**WORKING DATA:**

######

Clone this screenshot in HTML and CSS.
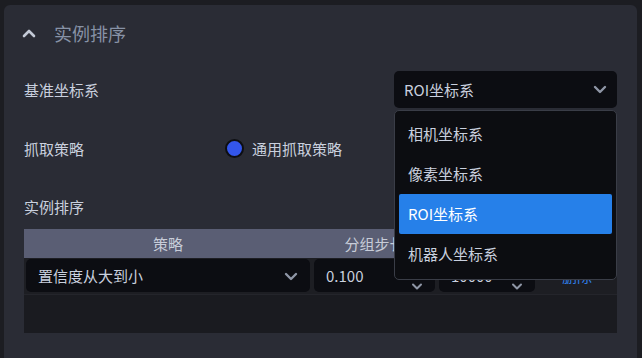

######

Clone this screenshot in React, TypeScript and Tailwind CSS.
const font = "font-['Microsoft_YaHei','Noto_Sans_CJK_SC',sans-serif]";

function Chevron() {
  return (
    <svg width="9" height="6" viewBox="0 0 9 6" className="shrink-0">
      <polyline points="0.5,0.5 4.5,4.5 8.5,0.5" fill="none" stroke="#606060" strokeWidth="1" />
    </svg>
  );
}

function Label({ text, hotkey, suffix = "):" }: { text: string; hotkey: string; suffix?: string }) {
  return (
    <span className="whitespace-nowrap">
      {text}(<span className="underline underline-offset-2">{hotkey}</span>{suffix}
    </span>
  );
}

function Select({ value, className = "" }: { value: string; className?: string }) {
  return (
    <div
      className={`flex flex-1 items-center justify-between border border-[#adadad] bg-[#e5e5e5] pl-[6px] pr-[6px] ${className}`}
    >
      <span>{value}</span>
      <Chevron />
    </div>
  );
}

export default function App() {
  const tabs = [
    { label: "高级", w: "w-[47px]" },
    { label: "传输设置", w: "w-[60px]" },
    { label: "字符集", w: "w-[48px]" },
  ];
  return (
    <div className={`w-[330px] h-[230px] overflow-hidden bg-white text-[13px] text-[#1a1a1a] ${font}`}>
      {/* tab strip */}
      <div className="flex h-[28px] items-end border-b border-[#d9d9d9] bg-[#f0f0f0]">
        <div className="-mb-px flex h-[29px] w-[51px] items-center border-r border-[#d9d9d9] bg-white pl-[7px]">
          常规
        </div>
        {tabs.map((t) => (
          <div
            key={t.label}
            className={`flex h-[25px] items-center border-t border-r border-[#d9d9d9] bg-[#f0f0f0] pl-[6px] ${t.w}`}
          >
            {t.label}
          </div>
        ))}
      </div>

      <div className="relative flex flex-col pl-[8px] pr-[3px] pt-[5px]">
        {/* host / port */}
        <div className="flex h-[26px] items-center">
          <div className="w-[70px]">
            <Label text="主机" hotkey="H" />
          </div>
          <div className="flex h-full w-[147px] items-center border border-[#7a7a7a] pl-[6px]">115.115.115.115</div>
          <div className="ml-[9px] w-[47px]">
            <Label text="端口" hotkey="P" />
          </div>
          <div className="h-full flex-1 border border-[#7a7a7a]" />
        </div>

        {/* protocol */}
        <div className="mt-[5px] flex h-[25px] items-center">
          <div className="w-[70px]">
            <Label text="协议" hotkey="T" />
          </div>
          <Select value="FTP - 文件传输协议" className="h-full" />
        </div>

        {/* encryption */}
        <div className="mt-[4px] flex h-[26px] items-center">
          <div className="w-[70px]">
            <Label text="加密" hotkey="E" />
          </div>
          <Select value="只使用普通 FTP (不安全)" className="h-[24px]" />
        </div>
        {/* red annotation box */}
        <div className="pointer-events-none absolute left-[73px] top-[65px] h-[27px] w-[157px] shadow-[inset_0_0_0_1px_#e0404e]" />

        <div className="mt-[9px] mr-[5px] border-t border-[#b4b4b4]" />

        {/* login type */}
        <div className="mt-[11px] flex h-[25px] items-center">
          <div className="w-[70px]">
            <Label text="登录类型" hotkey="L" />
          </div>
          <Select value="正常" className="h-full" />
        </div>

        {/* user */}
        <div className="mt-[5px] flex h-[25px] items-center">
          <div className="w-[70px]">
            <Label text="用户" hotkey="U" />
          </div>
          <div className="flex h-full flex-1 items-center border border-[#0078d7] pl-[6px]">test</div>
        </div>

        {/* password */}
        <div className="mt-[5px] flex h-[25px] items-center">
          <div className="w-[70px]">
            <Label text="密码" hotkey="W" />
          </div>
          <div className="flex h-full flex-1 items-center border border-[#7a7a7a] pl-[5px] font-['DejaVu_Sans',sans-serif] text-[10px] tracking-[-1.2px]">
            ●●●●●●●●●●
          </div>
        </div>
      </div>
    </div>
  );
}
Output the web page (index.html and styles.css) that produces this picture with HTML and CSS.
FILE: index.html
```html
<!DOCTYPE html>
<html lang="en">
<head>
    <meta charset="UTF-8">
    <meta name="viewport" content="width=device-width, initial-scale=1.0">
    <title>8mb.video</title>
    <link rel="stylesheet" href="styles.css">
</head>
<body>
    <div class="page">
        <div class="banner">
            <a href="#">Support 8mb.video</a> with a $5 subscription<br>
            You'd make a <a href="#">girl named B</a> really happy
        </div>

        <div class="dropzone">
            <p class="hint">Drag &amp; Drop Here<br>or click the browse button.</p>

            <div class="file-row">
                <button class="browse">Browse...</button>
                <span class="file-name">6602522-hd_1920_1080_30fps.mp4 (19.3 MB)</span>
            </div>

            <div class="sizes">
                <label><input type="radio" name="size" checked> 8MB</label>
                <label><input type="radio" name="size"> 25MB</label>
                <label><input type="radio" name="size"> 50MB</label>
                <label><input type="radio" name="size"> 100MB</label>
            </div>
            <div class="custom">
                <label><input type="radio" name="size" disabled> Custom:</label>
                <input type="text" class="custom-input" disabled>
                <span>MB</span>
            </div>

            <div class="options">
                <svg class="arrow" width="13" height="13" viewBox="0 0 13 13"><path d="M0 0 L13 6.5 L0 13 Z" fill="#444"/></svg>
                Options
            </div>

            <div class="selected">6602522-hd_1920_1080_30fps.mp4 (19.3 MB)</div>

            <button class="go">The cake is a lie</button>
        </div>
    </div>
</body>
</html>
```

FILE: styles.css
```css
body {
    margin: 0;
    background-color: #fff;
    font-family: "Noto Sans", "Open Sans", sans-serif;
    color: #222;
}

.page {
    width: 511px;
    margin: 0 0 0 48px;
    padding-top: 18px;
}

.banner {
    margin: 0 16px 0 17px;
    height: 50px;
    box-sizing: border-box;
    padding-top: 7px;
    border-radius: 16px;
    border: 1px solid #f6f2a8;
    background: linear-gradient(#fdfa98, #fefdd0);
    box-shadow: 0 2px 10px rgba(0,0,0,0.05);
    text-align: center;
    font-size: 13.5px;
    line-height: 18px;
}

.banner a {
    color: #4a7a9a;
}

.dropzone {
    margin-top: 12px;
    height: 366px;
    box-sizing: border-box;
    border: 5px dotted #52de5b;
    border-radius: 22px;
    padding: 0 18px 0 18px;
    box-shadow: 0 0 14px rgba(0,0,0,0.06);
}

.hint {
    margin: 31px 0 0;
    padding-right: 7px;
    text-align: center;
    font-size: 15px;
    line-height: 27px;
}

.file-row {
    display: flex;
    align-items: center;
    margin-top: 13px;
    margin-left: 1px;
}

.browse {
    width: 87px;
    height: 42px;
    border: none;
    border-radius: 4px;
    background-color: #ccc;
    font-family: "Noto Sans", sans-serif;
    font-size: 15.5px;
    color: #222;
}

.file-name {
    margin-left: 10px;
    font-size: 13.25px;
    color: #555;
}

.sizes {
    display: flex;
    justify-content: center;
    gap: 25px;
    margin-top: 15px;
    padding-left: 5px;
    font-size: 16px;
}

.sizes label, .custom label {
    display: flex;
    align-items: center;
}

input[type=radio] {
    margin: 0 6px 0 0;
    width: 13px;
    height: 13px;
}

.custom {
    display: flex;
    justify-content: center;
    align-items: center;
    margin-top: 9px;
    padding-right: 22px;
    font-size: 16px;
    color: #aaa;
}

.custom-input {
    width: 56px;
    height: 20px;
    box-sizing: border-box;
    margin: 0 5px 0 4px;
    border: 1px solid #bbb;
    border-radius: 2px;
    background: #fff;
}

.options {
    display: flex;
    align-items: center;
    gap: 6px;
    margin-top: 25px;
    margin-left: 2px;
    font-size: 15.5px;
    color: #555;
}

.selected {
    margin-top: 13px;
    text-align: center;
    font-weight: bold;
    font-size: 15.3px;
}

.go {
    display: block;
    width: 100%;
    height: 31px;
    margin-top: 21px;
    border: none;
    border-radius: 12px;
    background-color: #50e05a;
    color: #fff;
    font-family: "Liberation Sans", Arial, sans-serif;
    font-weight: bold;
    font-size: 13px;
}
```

######

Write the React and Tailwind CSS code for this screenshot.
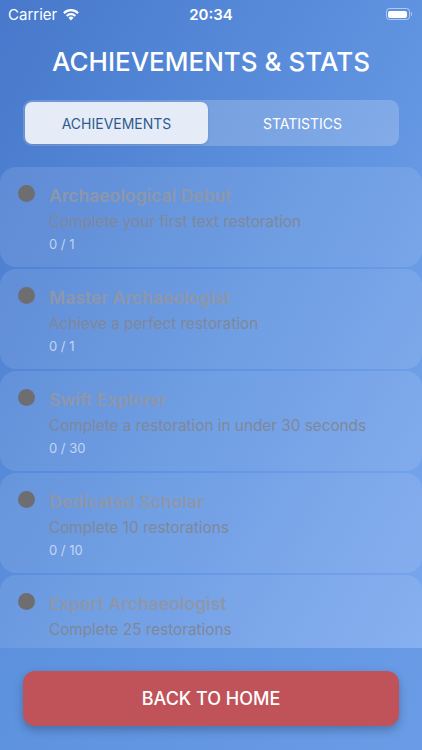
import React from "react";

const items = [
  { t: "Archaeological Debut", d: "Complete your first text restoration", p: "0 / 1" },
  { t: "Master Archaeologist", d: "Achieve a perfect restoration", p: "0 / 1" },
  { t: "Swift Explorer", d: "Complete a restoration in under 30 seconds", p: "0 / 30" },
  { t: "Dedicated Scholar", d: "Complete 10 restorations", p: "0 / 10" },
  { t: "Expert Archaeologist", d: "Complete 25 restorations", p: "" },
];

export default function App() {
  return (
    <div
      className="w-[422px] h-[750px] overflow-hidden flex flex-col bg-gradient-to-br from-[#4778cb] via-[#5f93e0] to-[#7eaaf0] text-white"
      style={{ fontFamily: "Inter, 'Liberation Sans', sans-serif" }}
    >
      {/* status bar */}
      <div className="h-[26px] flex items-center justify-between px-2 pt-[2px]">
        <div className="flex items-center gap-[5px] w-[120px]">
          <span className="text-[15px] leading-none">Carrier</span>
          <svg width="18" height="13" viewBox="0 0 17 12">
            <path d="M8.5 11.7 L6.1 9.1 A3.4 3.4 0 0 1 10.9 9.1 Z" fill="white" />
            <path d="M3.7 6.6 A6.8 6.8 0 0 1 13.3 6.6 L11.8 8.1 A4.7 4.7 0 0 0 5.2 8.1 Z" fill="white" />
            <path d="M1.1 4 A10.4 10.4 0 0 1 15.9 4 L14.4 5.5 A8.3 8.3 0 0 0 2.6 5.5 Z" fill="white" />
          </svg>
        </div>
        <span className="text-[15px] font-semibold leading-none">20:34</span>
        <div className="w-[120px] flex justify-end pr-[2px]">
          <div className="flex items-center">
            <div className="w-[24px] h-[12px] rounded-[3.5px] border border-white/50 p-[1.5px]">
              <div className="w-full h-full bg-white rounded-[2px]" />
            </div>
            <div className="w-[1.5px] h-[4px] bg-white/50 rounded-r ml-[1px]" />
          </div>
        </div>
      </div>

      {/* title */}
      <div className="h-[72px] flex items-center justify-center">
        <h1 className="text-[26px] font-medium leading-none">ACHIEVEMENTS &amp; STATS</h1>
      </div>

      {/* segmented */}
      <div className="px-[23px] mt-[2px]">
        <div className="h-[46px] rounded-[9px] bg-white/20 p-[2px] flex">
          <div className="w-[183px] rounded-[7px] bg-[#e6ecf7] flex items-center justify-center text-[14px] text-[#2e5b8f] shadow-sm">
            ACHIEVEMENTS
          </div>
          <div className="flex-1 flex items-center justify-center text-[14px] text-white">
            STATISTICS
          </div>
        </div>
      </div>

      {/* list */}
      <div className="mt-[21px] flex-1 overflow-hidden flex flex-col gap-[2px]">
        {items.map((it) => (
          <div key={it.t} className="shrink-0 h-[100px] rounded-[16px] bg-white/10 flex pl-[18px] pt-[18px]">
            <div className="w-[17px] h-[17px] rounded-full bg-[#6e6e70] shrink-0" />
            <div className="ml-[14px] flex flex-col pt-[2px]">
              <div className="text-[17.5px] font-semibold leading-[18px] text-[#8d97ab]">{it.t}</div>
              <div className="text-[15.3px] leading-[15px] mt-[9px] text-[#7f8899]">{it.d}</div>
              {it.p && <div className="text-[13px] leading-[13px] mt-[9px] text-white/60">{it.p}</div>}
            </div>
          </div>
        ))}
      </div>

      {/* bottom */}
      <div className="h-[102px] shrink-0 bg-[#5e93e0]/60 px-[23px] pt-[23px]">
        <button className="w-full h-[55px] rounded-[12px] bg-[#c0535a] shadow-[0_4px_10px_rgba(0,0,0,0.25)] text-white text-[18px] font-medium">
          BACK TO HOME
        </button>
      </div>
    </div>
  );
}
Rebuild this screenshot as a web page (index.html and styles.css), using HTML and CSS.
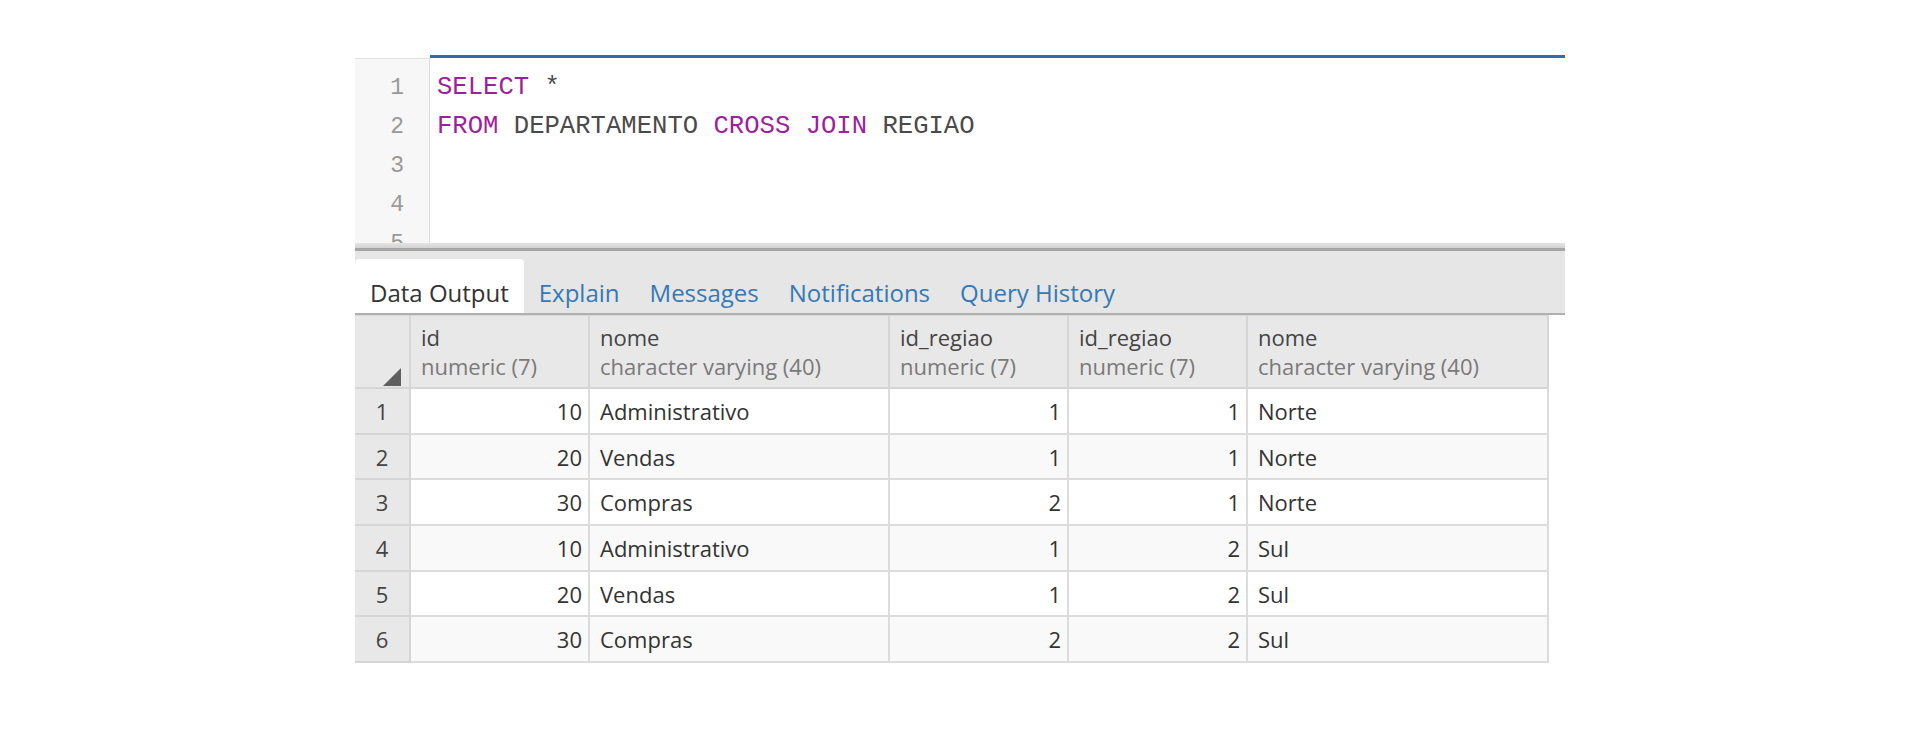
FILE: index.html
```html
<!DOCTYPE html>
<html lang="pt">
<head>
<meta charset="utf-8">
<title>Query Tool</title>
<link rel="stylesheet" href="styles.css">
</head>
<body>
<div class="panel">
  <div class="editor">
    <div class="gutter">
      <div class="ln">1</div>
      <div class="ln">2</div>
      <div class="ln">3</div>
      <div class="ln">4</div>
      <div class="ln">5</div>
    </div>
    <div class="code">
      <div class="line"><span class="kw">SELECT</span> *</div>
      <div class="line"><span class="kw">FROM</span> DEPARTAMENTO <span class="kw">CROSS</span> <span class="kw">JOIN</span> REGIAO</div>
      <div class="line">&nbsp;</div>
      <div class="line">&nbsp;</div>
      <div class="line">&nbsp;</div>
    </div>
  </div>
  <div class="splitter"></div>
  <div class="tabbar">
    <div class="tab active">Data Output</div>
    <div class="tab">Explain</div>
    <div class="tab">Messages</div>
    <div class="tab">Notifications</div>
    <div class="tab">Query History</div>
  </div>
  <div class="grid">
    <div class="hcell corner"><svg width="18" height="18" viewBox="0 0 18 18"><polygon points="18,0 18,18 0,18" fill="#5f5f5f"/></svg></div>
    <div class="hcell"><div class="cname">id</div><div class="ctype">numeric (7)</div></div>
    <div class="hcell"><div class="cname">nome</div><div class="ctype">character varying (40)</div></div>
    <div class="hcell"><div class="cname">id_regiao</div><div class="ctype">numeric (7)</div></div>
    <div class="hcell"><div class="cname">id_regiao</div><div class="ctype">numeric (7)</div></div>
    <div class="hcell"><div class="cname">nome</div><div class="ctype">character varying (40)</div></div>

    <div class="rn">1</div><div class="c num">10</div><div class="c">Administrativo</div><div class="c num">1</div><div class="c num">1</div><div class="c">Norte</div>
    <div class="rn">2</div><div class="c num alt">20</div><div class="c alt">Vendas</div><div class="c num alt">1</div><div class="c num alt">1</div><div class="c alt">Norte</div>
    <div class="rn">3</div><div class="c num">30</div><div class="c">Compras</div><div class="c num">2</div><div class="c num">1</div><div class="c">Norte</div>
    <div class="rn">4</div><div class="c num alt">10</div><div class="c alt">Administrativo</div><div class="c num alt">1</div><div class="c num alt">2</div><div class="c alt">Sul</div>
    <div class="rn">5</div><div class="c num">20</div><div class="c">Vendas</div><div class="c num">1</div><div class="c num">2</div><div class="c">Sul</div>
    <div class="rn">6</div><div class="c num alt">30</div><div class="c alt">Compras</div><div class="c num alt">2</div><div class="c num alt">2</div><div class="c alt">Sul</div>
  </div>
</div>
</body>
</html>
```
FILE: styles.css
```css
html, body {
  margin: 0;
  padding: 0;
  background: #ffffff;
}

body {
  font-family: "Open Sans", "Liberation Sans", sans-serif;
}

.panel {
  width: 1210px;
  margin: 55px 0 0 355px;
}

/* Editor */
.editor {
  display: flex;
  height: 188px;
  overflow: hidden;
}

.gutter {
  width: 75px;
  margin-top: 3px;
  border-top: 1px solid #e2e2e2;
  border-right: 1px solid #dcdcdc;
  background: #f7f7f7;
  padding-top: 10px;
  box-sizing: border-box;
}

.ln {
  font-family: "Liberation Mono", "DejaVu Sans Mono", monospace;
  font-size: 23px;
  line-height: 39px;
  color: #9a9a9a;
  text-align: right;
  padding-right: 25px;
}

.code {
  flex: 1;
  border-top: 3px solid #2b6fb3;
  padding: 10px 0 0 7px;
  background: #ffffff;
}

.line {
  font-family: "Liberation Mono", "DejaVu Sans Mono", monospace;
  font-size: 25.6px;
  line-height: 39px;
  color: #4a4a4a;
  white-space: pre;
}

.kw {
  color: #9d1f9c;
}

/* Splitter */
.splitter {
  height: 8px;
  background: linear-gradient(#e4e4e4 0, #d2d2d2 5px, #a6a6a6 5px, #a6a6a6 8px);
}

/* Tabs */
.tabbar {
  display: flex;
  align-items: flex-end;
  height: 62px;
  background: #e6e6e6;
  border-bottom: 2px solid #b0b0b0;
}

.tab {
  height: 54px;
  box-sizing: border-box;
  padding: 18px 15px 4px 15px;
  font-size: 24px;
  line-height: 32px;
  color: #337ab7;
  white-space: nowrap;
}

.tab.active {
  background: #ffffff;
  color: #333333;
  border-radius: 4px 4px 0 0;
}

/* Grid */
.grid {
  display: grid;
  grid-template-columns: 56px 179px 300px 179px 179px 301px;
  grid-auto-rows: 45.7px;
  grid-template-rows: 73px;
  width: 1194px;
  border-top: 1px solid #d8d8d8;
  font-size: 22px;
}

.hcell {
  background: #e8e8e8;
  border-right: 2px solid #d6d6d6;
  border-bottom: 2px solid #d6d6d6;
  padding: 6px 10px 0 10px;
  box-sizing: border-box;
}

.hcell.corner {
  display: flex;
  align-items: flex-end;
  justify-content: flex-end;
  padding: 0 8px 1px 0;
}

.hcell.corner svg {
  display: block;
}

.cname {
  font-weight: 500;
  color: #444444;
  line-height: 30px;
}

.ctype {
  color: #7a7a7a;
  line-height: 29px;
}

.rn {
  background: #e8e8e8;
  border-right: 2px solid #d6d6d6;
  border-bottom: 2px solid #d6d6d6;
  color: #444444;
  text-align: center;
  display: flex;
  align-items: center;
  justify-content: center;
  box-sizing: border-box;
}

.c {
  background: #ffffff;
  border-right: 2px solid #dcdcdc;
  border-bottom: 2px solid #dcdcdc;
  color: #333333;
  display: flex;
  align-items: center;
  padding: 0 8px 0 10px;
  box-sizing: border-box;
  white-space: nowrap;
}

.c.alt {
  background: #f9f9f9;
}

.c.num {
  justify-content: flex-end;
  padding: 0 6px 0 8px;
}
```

######

**WORK TO DO:** Isolate the lines above that contain the word "screenshot" and copy them.

**RESULT OF THE EXERCISE:**
Clone this screenshot in HTML and CSS.
Clone this screenshot in React, TypeScript and Tailwind CSS.
Write the React and Tailwind CSS code for this screenshot.
Rebuild this screenshot as a web page (index.html and styles.css), using HTML and CSS.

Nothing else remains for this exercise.